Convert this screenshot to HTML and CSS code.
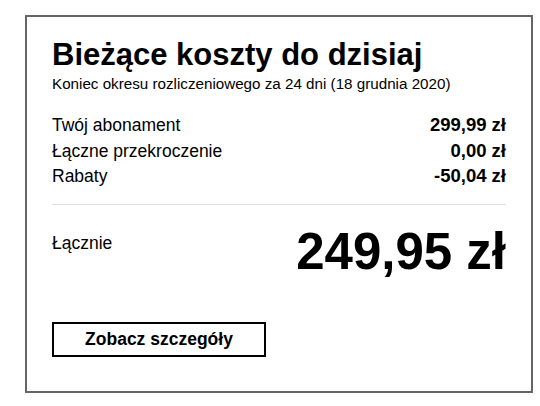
FILE: index.html
```html
<!DOCTYPE html>
<html lang="pl">
<head>
<meta charset="utf-8">
<link rel="stylesheet" href="styles.css">
</head>
<body>
<div class="card">
  <h1 class="title">Bieżące koszty do dzisiaj</h1>
  <p class="subtitle">Koniec okresu rozliczeniowego za 24 dni (18 grudnia 2020)</p>
  <div class="rows">
    <div class="row"><span>Twój abonament</span><span class="amount">299,99 zł</span></div>
    <div class="row"><span>Łączne przekroczenie</span><span class="amount">0,00 zł</span></div>
    <div class="row"><span>Rabaty</span><span class="amount">-50,04 zł</span></div>
  </div>
  <hr class="divider">
  <div class="total">
    <span class="total-label">Łącznie</span>
    <span class="total-amount">249,95 zł</span>
  </div>
  <button class="btn" type="button">Zobacz szczegóły</button>
</div>
</body>
</html>
```

FILE: styles.css
```css
* { box-sizing: border-box; }
html, body { margin: 0; padding: 0; background: #fff; }
body {
  font-family: "Liberation Sans", Arial, sans-serif;
  color: #000;
  padding: 15px 7px 0 25px;
}
.card {
  border: 2px solid #666;
  width: 508px;
  padding: 22px 25px 34px 25px;
  display: flex;
  flex-direction: column;
}
.title {
  margin: 0;
  font-size: 31px;
  line-height: 32px;
  font-weight: 700;
}
.subtitle {
  margin: 4px 0 0;
  font-size: 15.2px;
  line-height: 17px;
}
.rows {
  margin-top: 20px;
  display: flex;
  flex-direction: column;
}
.row {
  display: flex;
  justify-content: space-between;
  align-items: baseline;
  height: 25.5px;
  font-size: 17.5px;
  line-height: 25.5px;
}
.amount {
  font-weight: 700;
  font-size: 18.5px;
}
.divider {
  margin: 15.5px 0 0;
  border: 0;
  height: 1px;
  background: #ddd;
}
.total {
  margin-top: 21.5px;
  display: flex;
  justify-content: space-between;
  align-items: flex-start;
}
.total-label {
  margin-top: 4px;
  font-size: 17.5px;
  line-height: 25.5px;
}
.total-amount {
  font-size: 51px;
  line-height: 50px;
  font-weight: 700;
}
.btn {
  margin-top: 45.5px;
  align-self: flex-start;
  width: 214px;
  height: 35px;
  border: 2px solid #000;
  background: #fff;
  font-family: "Liberation Sans", Arial, sans-serif;
  font-size: 17.5px;
  font-weight: 700;
  color: #000;
  padding: 0;
  cursor: pointer;
}
```
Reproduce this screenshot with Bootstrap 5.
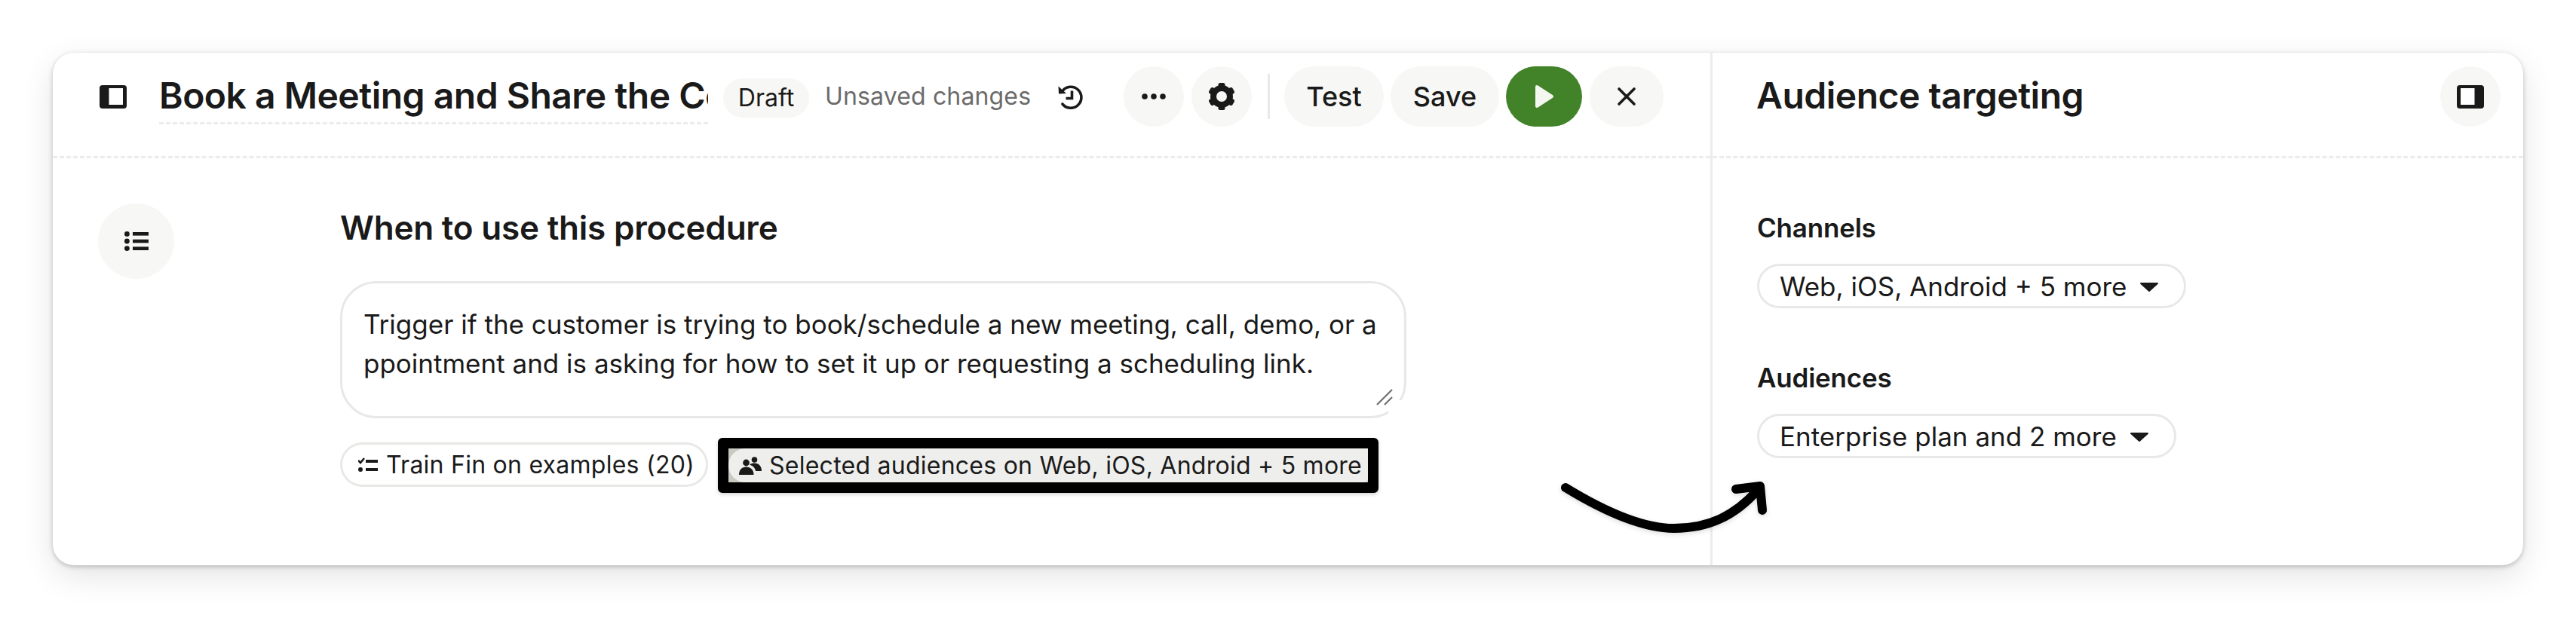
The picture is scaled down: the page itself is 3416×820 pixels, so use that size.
<!DOCTYPE html>
<html lang="en">
<head>
  <meta charset="UTF-8" />
  <title>Audience targeting</title>
  <link href="https://cdn.jsdelivr.net/npm/bootstrap@5.3.0/dist/css/bootstrap.min.css" rel="stylesheet">
  <style>
    body { background: #fff; font-family: "Inter", "Liberation Sans", sans-serif; color: #1a1a1a; padding: 70px 0 0 70px; width: 3416px; height: 820px; overflow: hidden; }
    .shell { width: 3276px; height: 680px; border-radius: 28px; background: #fff; box-shadow: 0 2px 6px rgba(0,0,0,.22), 0 14px 44px rgba(0,0,0,.11); }
    .main-pane { width: 2201px; border-right: 3px solid #ececea; }
    .side-pane { width: 1075px; }
    .pane-head { height: 140px; padding-top: 18px; border-bottom: 3px dashed #ececea; }
    .main-pane .pane-head { padding-left: 62px; padding-right: 62px; }
    .side-pane .pane-head { padding-left: 58px; padding-right: 30px; }
    .panel-icon { margin-top: 25px; flex-shrink: 0; }
    .title-clip { width: 728px; margin-left: 43px; margin-top: 4px; height: 73px; line-height: 70px; font-size: 48px; font-weight: 600; letter-spacing: -.5px; white-space: nowrap; overflow: hidden; border-bottom: 3px dashed #ececea; }
    .draft-tag { margin-left: 20px; height: 52px; width: 114px; border-radius: 26px; background: #f7f7f5; font-size: 32px; }
    .unsaved-note { margin-left: 21px; margin-top: 16px; font-size: 32px; letter-spacing: .15px; color: #6b6b6b; }
    .history-icon { margin-left: 35px; margin-top: 23px; flex-shrink: 0; }
    .soft-btn { height: 80px; min-width: 80px; padding: 0; border: 0; border-radius: 40px; background: #f7f7f5; color: #1a1a1a; font-size: 36px; font-weight: 500; }
    .soft-btn:hover { background: #f7f7f5; color: #1a1a1a; }
    .act-gap { margin-left: 10px; }
    .act-gap-tight { margin-left: 9px; }
    .test-btn { width: 132px; }
    .save-btn { width: 144px; }
    .play-btn { width: 101px; background: #42832a; }
    .play-btn:hover { background: #42832a; }
    .close-btn { width: 98px; }
    .head-sep { width: 3px; height: 60px; margin: 10px 19px 0 21px; background: #e8e8e6; }
    .side-title { font-size: 48px; font-weight: 600; letter-spacing: -.5px; margin: 4px 0 0; line-height: 70px; }
    .outline-btn { width: 101px; height: 100px; border-radius: 50%; background: #f7f7f5; margin-left: 60px; margin-top: 60px; flex-shrink: 0; }
    .proc-col { width: 1414px; margin-left: 220px; padding-top: 60px; }
    .proc-heading { font-size: 44px; font-weight: 600; line-height: 64px; margin: 0 0 39px; letter-spacing: -.2px; }
    .field-wrap { height: 182px; }
    .trigger-field { height: 182px; border: 3px solid #e8e8e6; border-radius: 48px; padding: 28px 28px; font-size: 35px; line-height: 52px; color: #1a1a1a; resize: none; word-break: break-all; font-family: inherit; overflow: hidden; }
    .trigger-field:focus { border-color: #e8e8e6; box-shadow: none; }
    .resize-grip { position: absolute; right: -2px; bottom: -2px; }
    .chip-row { margin-top: 26px; }
    .chip { height: 59px; border: 3px solid #e8e8e6; border-radius: 30px; font-size: 32px; letter-spacing: .25px; background: #fff; white-space: nowrap; }
    .train-chip { width: 488px; margin-top: 6px; padding-left: 21px; gap: 11px; }
    .callout-box { margin-left: 13px; width: 876px; height: 73px; border: 14px solid #000; border-radius: 6px; background: #c9c9c0; box-shadow: 0 2px 5px rgba(0,0,0,.18); }
    .callout-chip { height: 45px; width: 100%; background: #eeeeec; border-radius: 28px 0 6px 28px; padding-left: 14px; gap: 10px; font-size: 32px; letter-spacing: .25px; white-space: nowrap; }
    .side-body { padding: 60px 0 0 59px; }
    .side-label { font-size: 35px; font-weight: 600; letter-spacing: -.2px; line-height: 64px; margin: 0; }
    .pick-chip { height: 59px; border: 3px solid #e8e8e6; border-radius: 30px; padding: 2px 0 0 27px; font-size: 35px; background: #fff; color: #1a1a1a; margin-top: 16px; white-space: nowrap; gap: 17px; }
    .pick-chip:hover { background: #fff; color: #1a1a1a; border-color: #e8e8e6; }
    .channels-chip { width: 569px; }
    .audiences-chip { width: 556px; }
    .side-group + .side-group { margin-top: 60px; }
    .swoosh { position: absolute; left: 1990px; top: 560px; filter: drop-shadow(0 2px 3px rgba(0,0,0,.14)); }
  </style>
</head>
<body>
  <div class="shell d-flex position-relative">
    <!-- left pane -->
    <div class="main-pane">
      <div class="pane-head d-flex align-items-start">
        <svg class="panel-icon" width="36" height="31" viewBox="0 0 36 31"><rect width="36" height="31" rx="4" fill="#1a1a1a"/><rect x="12.5" y="4" width="18.5" height="22" fill="#fff"/></svg>
        <div class="title-clip">Book a Meeting and Share the Co</div>
        <span class="draft-tag d-flex align-items-center justify-content-center mt-3">Draft</span>
        <span class="unsaved-note">Unsaved changes</span>
        <svg class="history-icon" width="34" height="34" viewBox="0 0 34 34" fill="none"><path d="M7 9.5A14 14 0 1 1 7 27" stroke="#1a1a1a" stroke-width="3.6" stroke-linecap="round"/><path d="M1.5 3.5 2 13.5l10-.5z" fill="#1a1a1a"/><path d="M19.5 9.5v10h-8" stroke="#1a1a1a" stroke-width="3.6"/></svg>
        <div class="ms-auto d-flex align-items-start">
          <button class="btn soft-btn d-flex align-items-center justify-content-center" type="button" aria-label="More">
            <svg width="32" height="8" viewBox="0 0 32 8"><circle cx="4" cy="4" r="3.8" fill="#1a1a1a"/><circle cx="16" cy="4" r="3.8" fill="#1a1a1a"/><circle cx="28" cy="4" r="3.8" fill="#1a1a1a"/></svg>
          </button>
          <button class="btn soft-btn act-gap d-flex align-items-center justify-content-center" type="button" aria-label="Settings">
            <svg width="36" height="36" viewBox="0 0 36 36"><circle cx="18" cy="18" r="11" fill="none" stroke="#1a1a1a" stroke-width="8"/><g fill="#1a1a1a"><rect x="13.5" y="0" width="9" height="8" rx="2.5"/><rect x="13.5" y="0" width="9" height="8" rx="2.5" transform="rotate(60 18 18)"/><rect x="13.5" y="0" width="9" height="8" rx="2.5" transform="rotate(120 18 18)"/><rect x="13.5" y="0" width="9" height="8" rx="2.5" transform="rotate(180 18 18)"/><rect x="13.5" y="0" width="9" height="8" rx="2.5" transform="rotate(240 18 18)"/><rect x="13.5" y="0" width="9" height="8" rx="2.5" transform="rotate(300 18 18)"/></g></svg>
          </button>
          <div class="head-sep"></div>
          <button class="btn soft-btn test-btn" type="button">Test</button>
          <button class="btn soft-btn save-btn act-gap-tight" type="button">Save</button>
          <button class="btn soft-btn play-btn act-gap-tight d-flex align-items-center justify-content-center" type="button" aria-label="Run">
            <svg width="26" height="32" viewBox="0 0 26 32"><path d="M3 3 23 16 3 29z" fill="#f4f6f0" stroke="#f4f6f0" stroke-width="4" stroke-linejoin="round"/></svg>
          </button>
          <button class="btn soft-btn close-btn act-gap d-flex align-items-center justify-content-center" type="button" aria-label="Close">
            <svg width="26" height="26" viewBox="0 0 26 26"><path d="M3 3l20 20M23 3 3 23" stroke="#1a1a1a" stroke-width="3.6" stroke-linecap="round"/></svg>
          </button>
        </div>
      </div>
      <div class="d-flex">
        <div class="outline-btn d-flex align-items-center justify-content-center">
          <svg width="32" height="26" viewBox="0 0 32 26" fill="#1a1a1a"><circle cx="3.4" cy="3.4" r="3.4"/><circle cx="3.4" cy="13" r="3.4"/><circle cx="3.4" cy="22.6" r="3.4"/><rect x="11" y="1" width="21" height="4.6"/><rect x="11" y="10.7" width="21" height="4.6"/><rect x="11" y="20.4" width="21" height="4.6"/></svg>
        </div>
        <div class="proc-col">
          <h2 class="proc-heading">When to use this procedure</h2>
          <div class="field-wrap position-relative">
            <textarea class="form-control trigger-field" rows="2" aria-label="When to use this procedure">Trigger if the customer is trying to book/schedule a new meeting, call, demo, or appointment and is asking for how to set it up or requesting a scheduling link.</textarea>
            <svg class="resize-grip" width="44" height="44" viewBox="0 0 44 44"><rect x="18" y="18" width="26" height="26" fill="#fff"/><path d="M3 24 23 4M13 24 23 14" stroke="#6f6f6f" stroke-width="2.2" fill="none"/></svg>
          </div>
          <div class="chip-row d-flex align-items-start">
            <span class="chip train-chip d-inline-flex align-items-center">
              <svg width="26" height="20" viewBox="0 0 26 20" fill="#1a1a1a"><path d="M0 4l3 3 5-6" fill="none" stroke="#1a1a1a" stroke-width="2.6"/><circle cx="3" cy="16" r="3"/><rect x="10" y="3" width="16" height="4"/><rect x="10" y="14" width="16" height="4"/></svg>
              Train Fin on examples (20)
            </span>
            <div class="callout-box overflow-hidden">
              <span class="callout-chip d-flex align-items-center">
                <svg width="30" height="24" viewBox="0 0 30 24" fill="#1a1a1a"><circle cx="9.5" cy="8" r="4.4"/><path d="M0 24c0-7 4-10.500 9.500-10.500S19.500 17 19.500 24z"/><circle cx="20.500" cy="4" r="3.800"/><path d="M14 10.500c2-1.500 4-2 6.500-2 5.500 0 9.500 4 9.500 10.500h-8c-.5-4-3.500-7-8-8.500z"/></svg>
                Selected audiences on Web, iOS, Android + 5 more
              </span>
            </div>
          </div>
        </div>
      </div>
    </div>
    <!-- right pane -->
    <div class="side-pane">
      <div class="pane-head d-flex align-items-start justify-content-between">
        <h1 class="side-title">Audience targeting</h1>
        <button class="btn soft-btn d-flex align-items-center justify-content-center" type="button" aria-label="Toggle panel">
          <svg width="36" height="31" viewBox="0 0 36 31"><rect width="36" height="31" rx="4" fill="#1a1a1a"/><rect x="5" y="4" width="18.500" height="22" fill="#fff"/></svg>
        </button>
      </div>
      <div class="side-body">
        <div class="side-group">
          <p class="side-label">Channels</p>
          <button class="btn pick-chip channels-chip d-flex align-items-center" type="button">Web, iOS, Android + 5 more
            <svg width="26" height="14" viewBox="0 0 26 14"><path d="M2 2h22L13 12z" fill="#1a1a1a" stroke="#1a1a1a" stroke-width="2" stroke-linejoin="round"/></svg>
          </button>
        </div>
        <div class="side-group">
          <p class="side-label">Audiences</p>
          <button class="btn pick-chip audiences-chip d-flex align-items-center" type="button">Enterprise plan and 2 more
            <svg width="26" height="14" viewBox="0 0 26 14"><path d="M2 2h22L13 12z" fill="#1a1a1a" stroke="#1a1a1a" stroke-width="2" stroke-linejoin="round"/></svg>
          </button>
        </div>
      </div>
    </div>
    <!-- hand drawn annotation -->
    <svg class="swoosh" width="290" height="90" viewBox="0 0 290 90" fill="none"><path d="M16 17C70 50 120 71 160 71 205 71 240 55 271 20" stroke="#000" stroke-width="12" stroke-linecap="round"/><path d="M242 19 274 15 277 47" stroke="#000" stroke-width="12" stroke-linecap="round" stroke-linejoin="round"/></svg>
  </div>
  <script src="https://cdn.jsdelivr.net/npm/bootstrap@5.3.0/dist/js/bootstrap.bundle.min.js"></script>
</body>
</html>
= = = = =
WORK INSTRUCTIONS
Tell how many lines include "screenshot". The number is the whole answer.

ANSWER TO THE EXERCISE
2